Improve code clarity for OrdinalMap (#11729)

Closes #11728
2025-03-07 00:39:21 +00:00 · 2024-01-08 14:00:53 +01:00 · 2024-01-08 14:00:53 +01:00 · 376bd24693
commit 376bd24693
parent 3c235bb7b4
1 changed files with 44 additions and 0 deletions
--- a/lucene/core/src/java/org/apache/lucene/index/OrdinalMap.java
+++ b/lucene/core/src/java/org/apache/lucene/index/OrdinalMap.java
@ -196,6 +196,50 @@ public class OrdinalMap implements Accountable {
  // ram usage
  final long ramBytesUsed;

+  /**
+   * Here is how the OrdinalMap encodes the mapping from global ords to local segment ords. Assume
+   * we have the following global mapping for a doc values field: <br>
+   * bar -&gt; 0, cat -&gt; 1, dog -&gt; 2, foo -&gt; 3 <br>
+   * And our index is split into 2 segments with the following local mappings for that same doc
+   * values field: <br>
+   * Segment 0: bar -&gt; 0, foo -&gt; 1 <br>
+   * Segment 1: cat -&gt; 0, dog -&gt; 1 <br>
+   * We will then encode delta between the local and global mapping in a packed 2d array keyed by
+   * (segmentIndex, segmentOrd).
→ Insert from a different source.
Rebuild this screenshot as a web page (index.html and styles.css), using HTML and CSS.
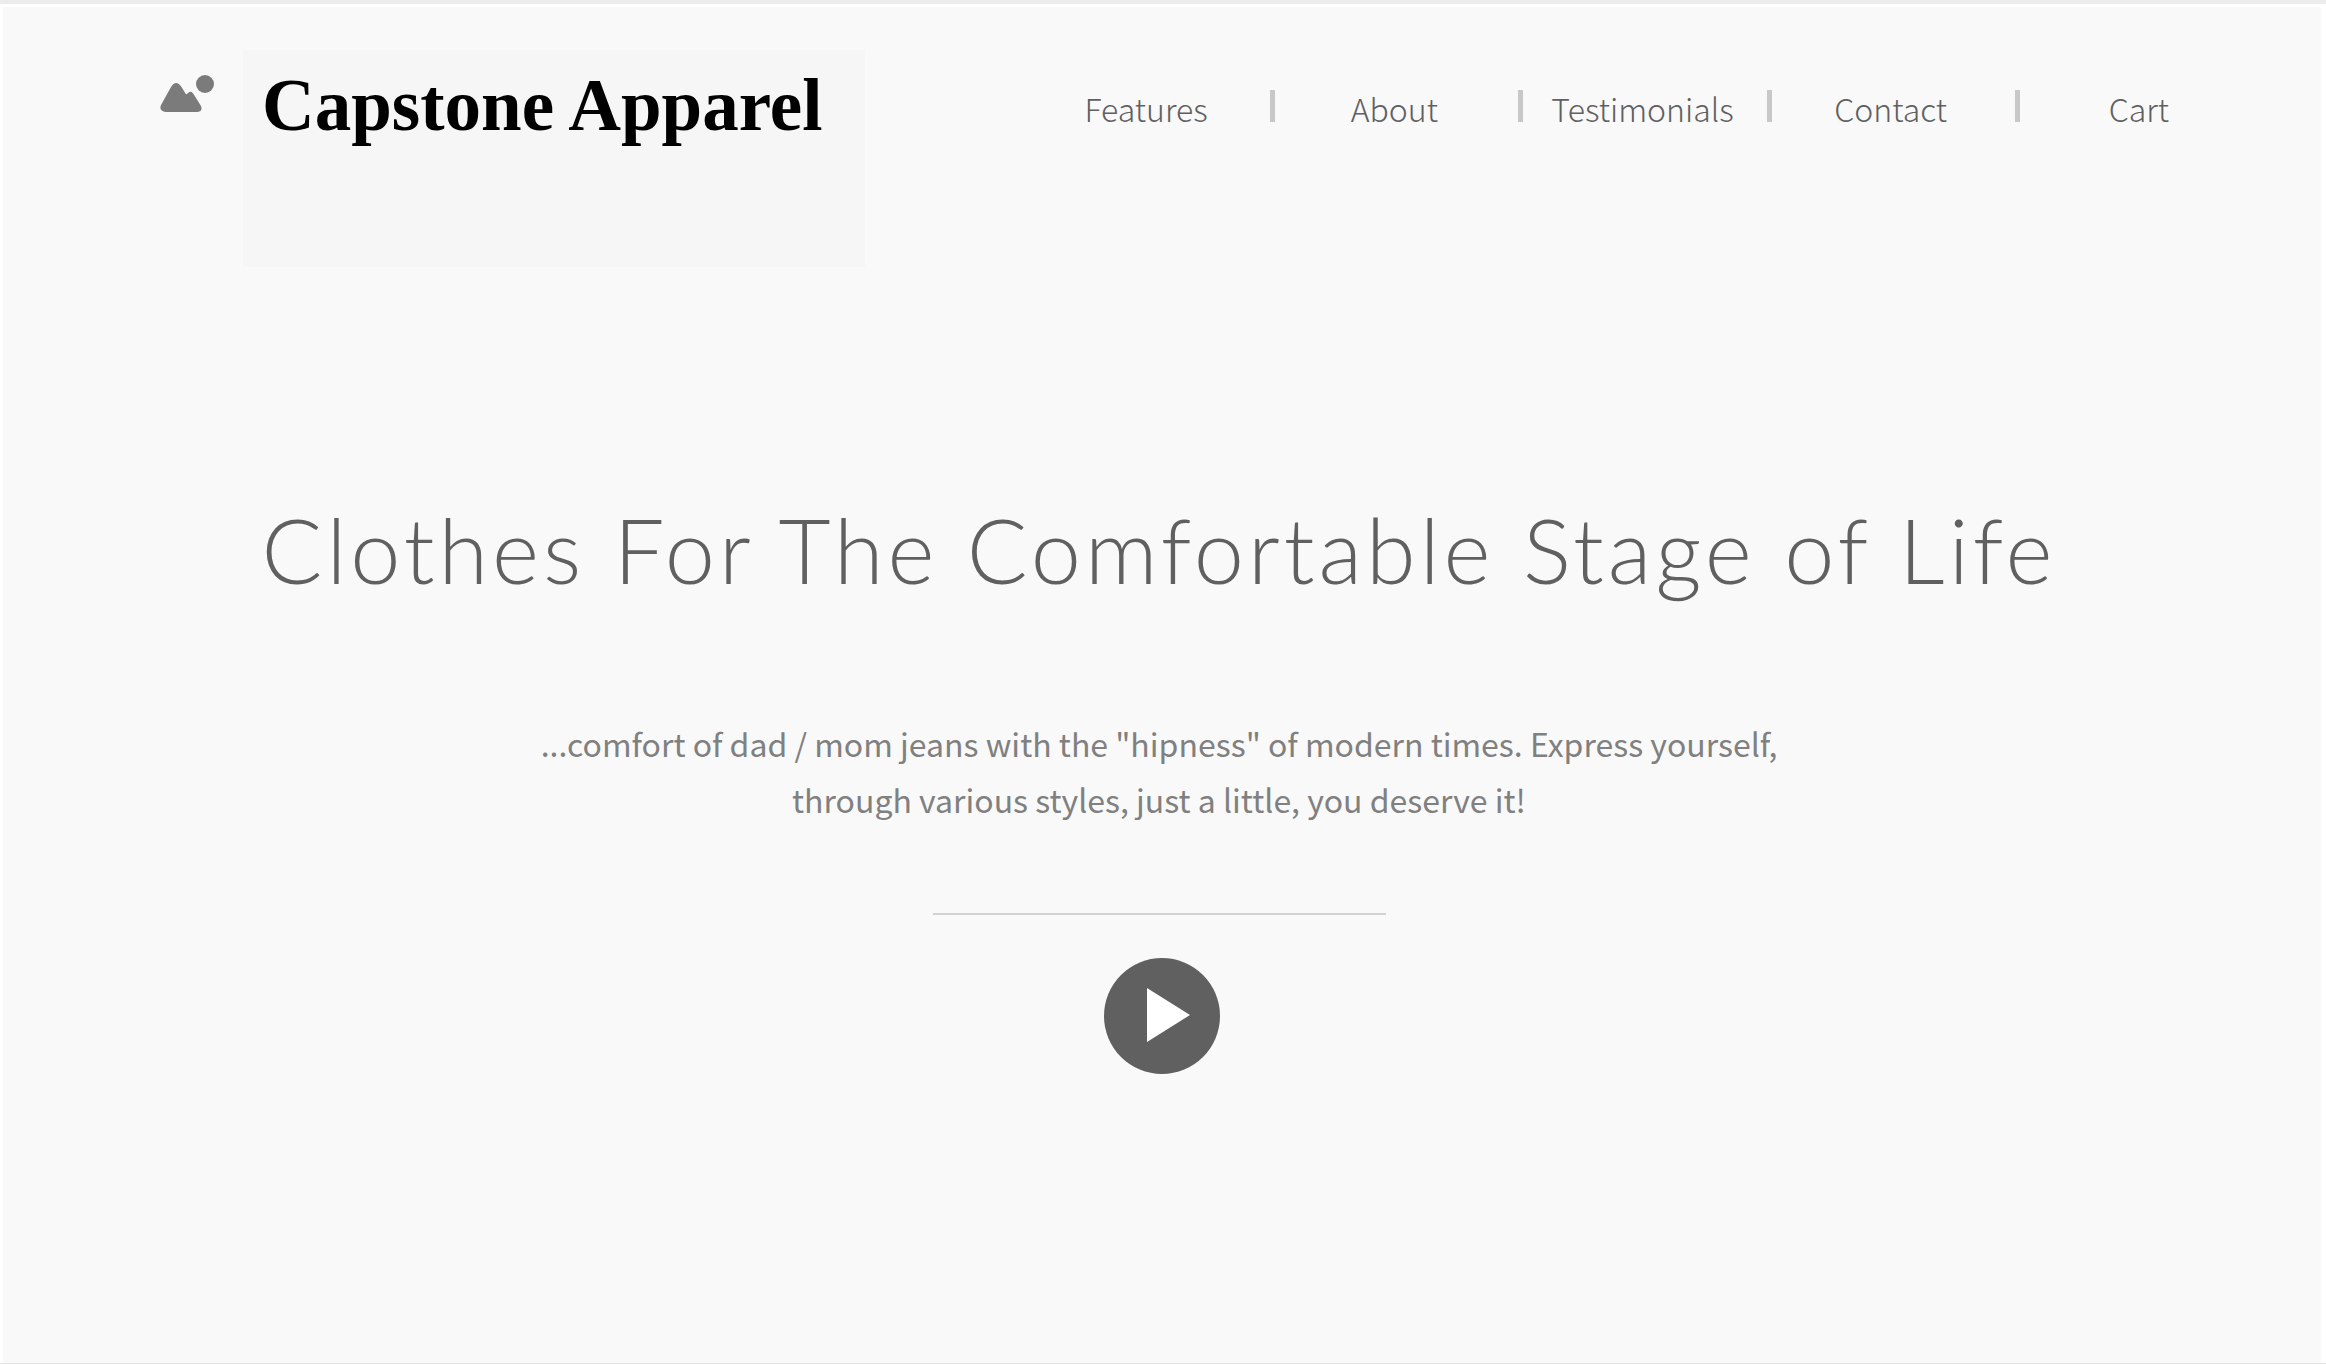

So the following 2d array will be created by OrdinalMap: <br>
+   * [[0, 2], [1, 1]]
+   *
+   * <p>The general algorithm for creating an OrdinalMap (skipping over some implementation details
+   * and optimizations) is as follows:
+   *
+   * <p>[1] Create and populate a PQ with ({@link TermsEnum}, index) tuples where index is the
+   * position of the termEnum in an array of termEnum's sorted by descending size. The PQ itself
+   * will be ordered by {@link TermsEnum#term()}
+   *
+   * <p>[2] We will iterate through every term in the index now. In order to do so, we will start
+   * with the first term at the top of the PQ . We keep track of a global ord, and track the
+   * difference between the global ord and {@link TermsEnum#ord()} in ordDeltas, which maps: <br>
+   * (segmentIndex, {@link TermsEnum#ord()}) -> globalTermOrdinal - {@link TermsEnum#ord()} <br>
+   * We then call {@link TermsEnum#next()} then update the PQ to iterate (remember the PQ maintains
+   * and order based on {@link TermsEnum#term()} which changes on the next() calls). If the current
+   * term exists in some other segment, the top of the queue will contain that segment. If not, the
+   * top of the queue will contain a segment with the next term in the index and the global ord will
+   * also be incremented.
+   *
+   * <p>[3] We use some information gathered in the previous step to perform optimizations on memory
+   * usage and building time in the following steps, for more detail on those, look at the code.
+   *
+   * <p>[4] We will then populate segmentToGlobalOrds, which maps (segmentIndex, segmentOrd) -&gt;
+   * globalOrd. Using the information we tracked in ordDeltas, we can construct this information
+   * relatively easily.
+   *
+   * @param owner For caching purposes
+   * @param subs A TermsEnum[], where each index corresponds to a segment
+   * @param segmentMap Provides two maps, newToOld which lists segments in descending 'weight' order
+   *     (see {@link SegmentMap} for more details) and a oldToNew map which maps each original
+   *     segment index to their position in newToOld
+   * @param acceptableOverheadRatio Acceptable overhead memory usage for some packed data structures
+   * @throws IOException throws IOException
+   */
  OrdinalMap(
      IndexReader.CacheKey owner,
      TermsEnum[] subs,